I find the early morning hours to be my favorite time of day now. It is odd how this came about, because I have a lot of trouble with insomnia and it use to be frustrating to me that I couldn’t sleep, until I chose to embrace the hours and spend it writing, reading and meditating….now, from 1 am to 5 am is my most productive and focused wakeful hours I spend and I look forward to them, come 5pm I WANT to go to bed so that I can get up and have this time to myself, away from the world, away from business, away from distractions….simple contemplation and sprinkled heavily with productive writing which, for me, is a contemplative action: forgive my boldness, but I learn more from my writing than I ever do reading others works; I am my favorite teacher!
Often when I do this, like right now, I have no idea what it is I’m going to write. I find a quote that speaks to me and I just start typing, or as in this post, I don’t even have the quote, I just put my fingers on the keyboard and start writing.
For some reason, I am able to do this better in the darkest of night than in the brilliance of the day. I find my muse when I am well rested and completely alone. There is a soothing presence for me in the SILENCE and when I am enveloped by this stillness it stirs in me a brilliance of light that allows me to see what I can’t see, to do what I can’t do, to be who I can’t be at any other time. It is in the recesses of the shadow-land that I find I can magnify the gift I’ve been given into a useful and beautiful tool to expound upon the moments I experience there.
I am not blind to the lack of modesty in my writing at this time, but the simple fact is that I know I’m slightly narcissistic (a characteristic common to an only child). More than that, I’ve spent so much time of this earthly sojourn feeling inept, unimportant, and without meaning, that since I finally see usefulness in my life, and I have found a talent that sets me apart from the crowds, at least so that I can praise myself and be joyful in it, then so be it…the others can think what they will about me, I like me, and as I look around ….I am the only one hear in the darkness to evaluate me and the worth of this time, and it is GOOD!

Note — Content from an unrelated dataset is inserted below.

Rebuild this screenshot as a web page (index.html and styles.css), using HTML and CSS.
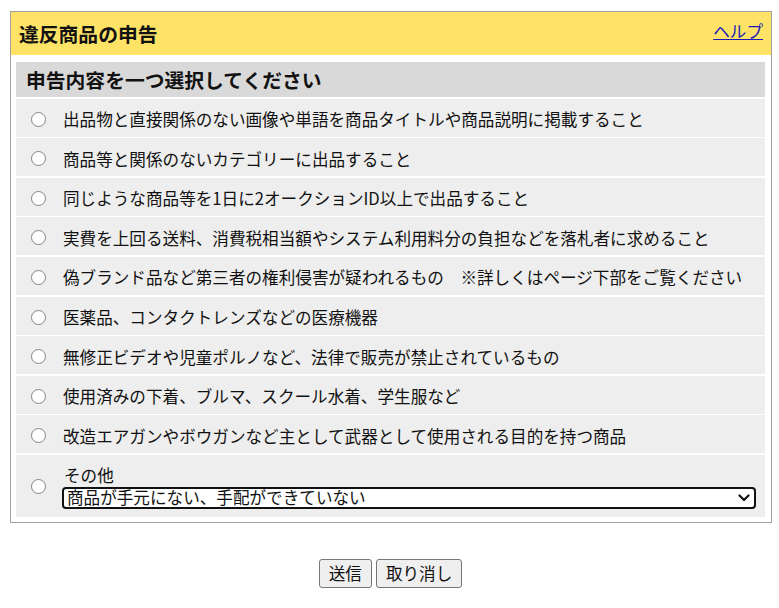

On the West Coast of America, it is almost 4 a.m. which means the birds will begin chirping for their parents to bring them food soon, and other birds will start singing to bring in the dawn. I will begin walking because I enjoy a 30 minute stroll every morning as the sun begins to crest the horizon, and the world spins out of its heavy black veil to reveal that a new day is upon the Earth. I take a little pleasure in knowning that as most begin to wake with that annoying alarm and start a day they don’t wish to begin, mine has already born fruit and satiated me with fulfillment, and it is just beginning!